Hamas Siyasi Büro Başkanı İsmail Haniye de Cumhurbaşkanı Erdoğan’la telefonda görüşerek deprem nedeniyle geçmiş olsun temennilerini iletti.
Adıyaman’da tedavi gördüğü hastanede depreme yakalanan 84 yaşındaki Emine Kadıoğlu, kendisini bir hemşirenin kurtardığını anlattı.
Depremin en çok etkilediği noktalardan biri de hastaneler oldu.
Depremden önce hastanelerde tedavileri süren vatandaşlar sarsıntılara hastanelerde yakalandı.

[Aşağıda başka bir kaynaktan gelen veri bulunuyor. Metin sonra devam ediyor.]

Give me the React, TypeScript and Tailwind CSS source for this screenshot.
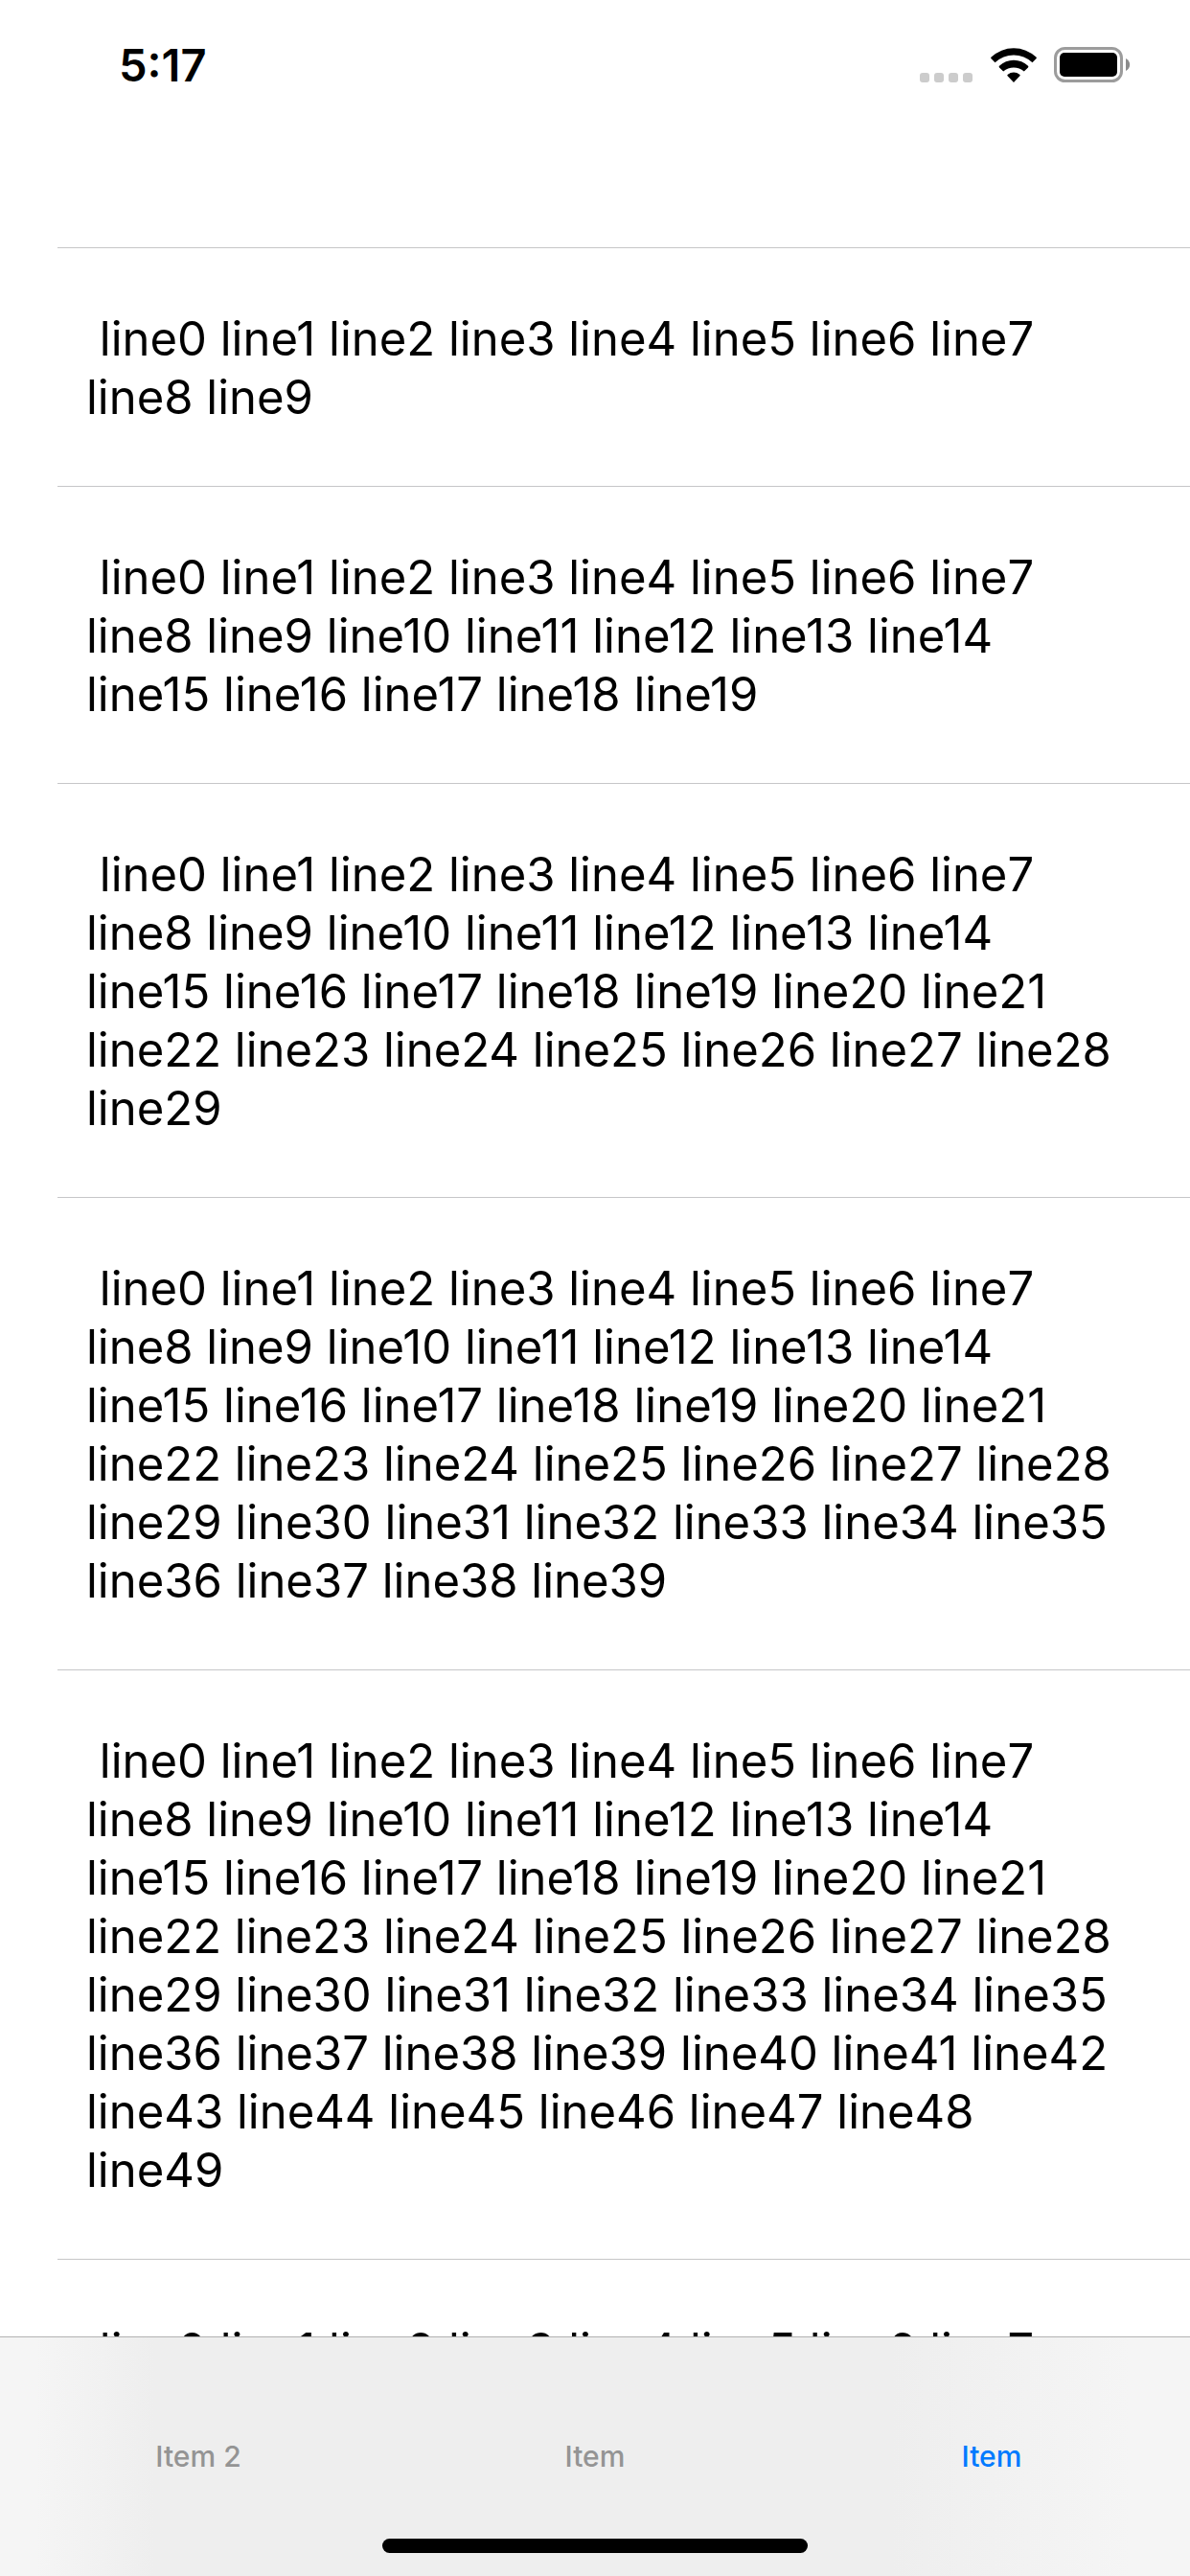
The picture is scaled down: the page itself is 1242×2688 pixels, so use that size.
import React from 'react';

const rows = [10, 20, 30, 40, 50, 60];

const tabs = [
  { id: 'second', label: 'Item 2', active: false },
  { id: 'first', label: 'Item', active: false },
  { id: 'list', label: 'Item', active: true },
];

function rowText(count: number) {
  return Array.from({ length: count }, (_, i) => ` line${i}`).join('');
}

function StatusIcons() {
  return (
    <div className="flex h-12 items-center gap-[18px]">
      <svg width="56" height="36" viewBox="0 0 56 36" fill="#cccccc" aria-hidden="true">
        <rect x="0" y="26" width="10" height="10" rx="3" />
        <rect x="15" y="26" width="10" height="10" rx="3" />
        <rect x="30" y="26" width="10" height="10" rx="3" />
        <rect x="45" y="26" width="10" height="10" rx="3" />
      </svg>
      <svg width="48" height="36" viewBox="0 0 48 36" aria-hidden="true">
        <path d="M.6 11.200Q-.3 10.400.6 9.600A34 34 0 0 1 47.400 9.600Q48.300 10.400 47.400 11.200L43.500 15.200A28.300 28.300 0 0 0 4.500 15.200Z" />
        <path d="M9 20.400Q8.200 19.600 9 18.800A21.800 21.800 0 0 1 39 18.800Q39.800 19.600 39 20.400L34.800 24.500A16.500 16.500 0 0 0 13.200 24.500Z" />
        <path d="M17.600 29.200Q16.800 28.400 17.800 27.700A9.800 9.800 0 0 1 30.200 27.700Q31.200 28.400 30.400 29.200L24 36Z" />
      </svg>
      <svg width="80" height="38" viewBox="0 0 80 38" aria-hidden="true">
        <rect x="1.500" y="1.500" width="69" height="34" rx="10" fill="none" stroke="#9c9c9c" strokeWidth="3" />
        <rect x="6" y="6" width="60" height="25" rx="5" />
        <path d="M75 12v13c5.500-2.500 5.500-10.500 0-13z" fill="#8c8c8c" />
      </svg>
    </div>
  );
}

export default function App() {
  return (
    <div className="flex h-screen flex-col overflow-hidden bg-white font-['Inter','Liberation_Sans',sans-serif] text-black">
      <header className="flex h-[258px] shrink-0 items-start justify-between pt-11 pr-[62px] pl-[124px]">
        <time className="text-[47px] leading-[48px] font-semibold">5:17</time>
        <StatusIcons />
      </header>
      <main className="min-h-0 flex-1 overflow-y-auto [scrollbar-width:none]">
        <ul className="pl-[60px]">
          {rows.map((count) => (
            <li key={count} className="border-t border-[#c6c6c8] pt-16 pr-[79px] pb-[62px] pl-[30px]">
              <p className="text-[49px] leading-[61px] whitespace-pre-wrap">{rowText(count)}</p>
            </li>
          ))}
        </ul>
      </main>
      <nav className="flex h-[250px] shrink-0 flex-col items-center border-t border-[#b2b2b2] bg-[linear-gradient(to_right,#f5f5f5_3%,#eeeeee_13%,#eeeeee_75%,#f5f5f5_95%)]">
        <div className="grid w-full flex-1 grid-cols-3">
          {tabs.map((tab) => (
            <button
              key={tab.id}
              className={`pt-[38px] text-[30px] leading-9 font-medium ${tab.active ? 'text-[#007aff]' : 'text-[#949494]'}`}
            >
              {tab.label}
            </button>
          ))}
        </div>
        <div className="mb-6 h-[15px] w-[444px] rounded-full bg-black" />
      </nav>
    </div>
  );
}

Adıyaman’da tedavi gördüğü hastanede depreme yakalanan Emine Kadıoğlu, bir hemşirenin yardımıyla hasar gören hastaneden çıktı.
“Tek kalmıştım sağ olsun bir hemşire beni aşağı indirdi”
Kadıoğlu’nun torunu ve torununun çocuğu depremde hayatını kaybetti. Evinin tamamen yıkıldığını da söyleyen Kadıoğlu, “Ben depremde Adıyaman’da hastanenin üst katındaydım. Deprem esnasında duvardan duvara çarptım. Ben tek kalmıştım sağ olsun bir hemşire ‘Kimse var mı’ diye seslendi. Ben de seslenince beni aşağı indirdi. Benim 5 oğlum, 5 kızım var. Torunum ve torunumun çocuğu öldü. Evim yıkıldı, evim yok. Keşke evim tamamen yansaydı da milletim böyle olmasaydı. Bundan sonra bana apartman verseler benim gözümde değeri yok” dedi.
“90 hastamız var”
Bunların yanı sıra Başakşehir Çam ve Sakura Şehir Hastanesi’nde ortapedi bölümünde tedavi gören yaralılarla ilgili son bilgileri paylaşan Ortapedi ve Travmatoloji Uzmanı Necati Doğan, “Bizim üstlendiğimiz 90 hastamız var. Bunların 30’u çocuk yoğun bakımda. 20’si genel yoğun bakımda, 40 kadarı da serviste tedavi görüyor. Bunların birçoğunun ilk müdahaleleri tamamlandı. Şu an yara takipleri bazı yaptığımız kas rahatlatması gibi işlemler var. Bunların takibini yapıyoruz” dedi.
Azerbaycan’da aracının üzerine yüklediği yardım malzemelerini depremzedelere getiren Server Beşirli’ye bir iş adamı araba hediye etti.
Kahramanmaraş merkezli depremin ardından birçok ülkeden yapılan yardımların en anlamlısı Azerbaycan’da yaşayan Server Beşirli’den gelmişti.
Aracının üzerine yüklediği yardım malzemelerini Bakü’ye götürmek için yola çıkan Server Beşirli’nin çekilen fotoğrafı gündem olmuştu.
Topladığı yardım malzemelerini Bakü’deki koordinasyon merkezine teslim eden Server Beşirli, daha sonra kuzenleriyle birlikte Adıyaman’a geldi.
Bölgede yardım malzemesi dağıtan Beşirli, depremzedelerin acılarına ortak oluyor.
“Ben bunu araba için yapmamıştım”
Adıyaman’da depremzedelere yardım ettiği için gururlu olduğunu ifade eden Beşirli, şu ifadeleri kullandı:
Sosyal medyada gördüm ve kardeş ülke için elimden geleni yapmak istedim. Bakü’de bulunan toplama merkezine götürmek için eşyaları arabamın üzerine yükledim. Tam 3 kez arabamla yardım malzemesi götürdüm. Orada iş adamı Hüseyin Bey ile karşılaştık. Ona benim de Türkiye’ye gelmek istediğimi söyledim. Sağ olsun bizi buraya gönderdi. Burada da elimizden geleni yapmaya çalışıyoruz. Burada erzak dağıtıyoruz, çadır kuruyoruz, ihtiyaç olan her işi yapıyoruz. Sağ olsun bir iş adamı araba hediye etmiş. Ben bunu araba için yapmamıştım, kardeş ülke için yapmıştım. Sağ olsunlar, Allah razı olsun. Eski arabamı çok seviyorum. Satmayı falan düşünmüyorum, istiyorlar. O benim özel arabam. O bir kardeş sembolü oldu. Ben onu hediye ederim, müzeye koyarım ama satmam.